In  February 2016, the Financial Accounting Standards Board (“FASB”) issued Accounting Standards Update (“ASU”) No. 2016-02, Leases (Topic 842), which requires entities to recognize right-of-use (“ROU”) assets and lease liabilities on the balance sheets for leases with terms greater than 12 months. In addition, the standard applies to leases embedded in service or other arrangements. The Company adopted the standard on January 1, 2019 using the modified retrospective method and did not restate comparative periods, as permitted by the standard. In addition, the Company elected the transition practical expedients to not reassess its contracts that existed prior to January 1, 2019.

 

Upon adoption, the Company recognized ROU assets and lease liabilities of its outstanding operating leases on the Condensed Consolidated Balance Sheets, primarily related to real estate. The adoption did not have a material impact on the Condensed Consolidated Statements of Operations or the Condensed Consolidated Statements of Cash Flows. See Note 6 for further discussion.

 

Recent Accounting Pronouncements Not Yet Adopted as of September 30, 2019

 

In August 2018, the FASB issued ASU No. 2018-13, Fair Value Measurement (Topic 820): Disclosure Framework — Changes to the Disclosure Requirements for Fair Value Measurement, which changes certain disclosure requirements, including those related to Level 3 fair value measurements. The standard will be effective for annual reporting periods beginning after December 15, 2019. Early adoption is permitted. The Company is evaluating the impact of the standard and does not expect the adoption to have a material impact on its disclosures.

 

In  January 2017, the FASB issued ASU No. 2017-04, Intangibles – Goodwill and Other (Topic 350), which simplifies the accounting for goodwill impairment. The guidance removes step two of the goodwill impairment test, which requires a hypothetical purchase price allocation. A goodwill impairment will now be the amount by which a reporting unit’s carrying value exceeds its fair value, not to exceed the carrying amount of goodwill. Entities will continue to have the option to perform a qualitative assessment to determine if a quantitative impairment test is necessary.
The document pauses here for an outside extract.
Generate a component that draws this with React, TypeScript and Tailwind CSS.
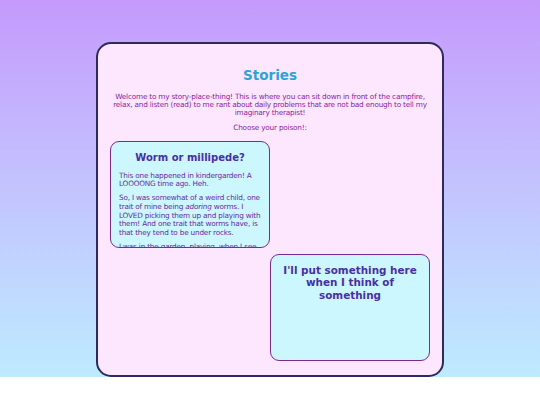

The standard will be applied prospectively, and will be effective for annual reporting periods beginning after  December 15, 2019. Early adoption is permitted. The Company is evaluating the impact of the standard and does not expect the adoption to have a material impact on its annual goodwill impairment test.

 

In  June 2016, the FASB issued ASU No. 2016-13, Financial Instruments – Credit Losses (Topic 326), which introduces a model based on expected losses to estimate credit losses for most financial assets and certain other instruments. In addition, for available-for-sale debt securities, the standard eliminates the concept of other-than-temporary impairment and entities will be required to recognize an allowance for credit losses rather than reductions in the amortized cost of the securities. The standard will be effective for annual reporting periods beginning after  December 15, 2019, with early adoption permitted for annual reporting periods beginning after  December 15, 2018. Entities will apply the standard by recording a cumulative-effect adjustment to retained earnings. Based on its preliminary assessment, the Company does not expect the standard to have a material impact on its financial statements upon adoption.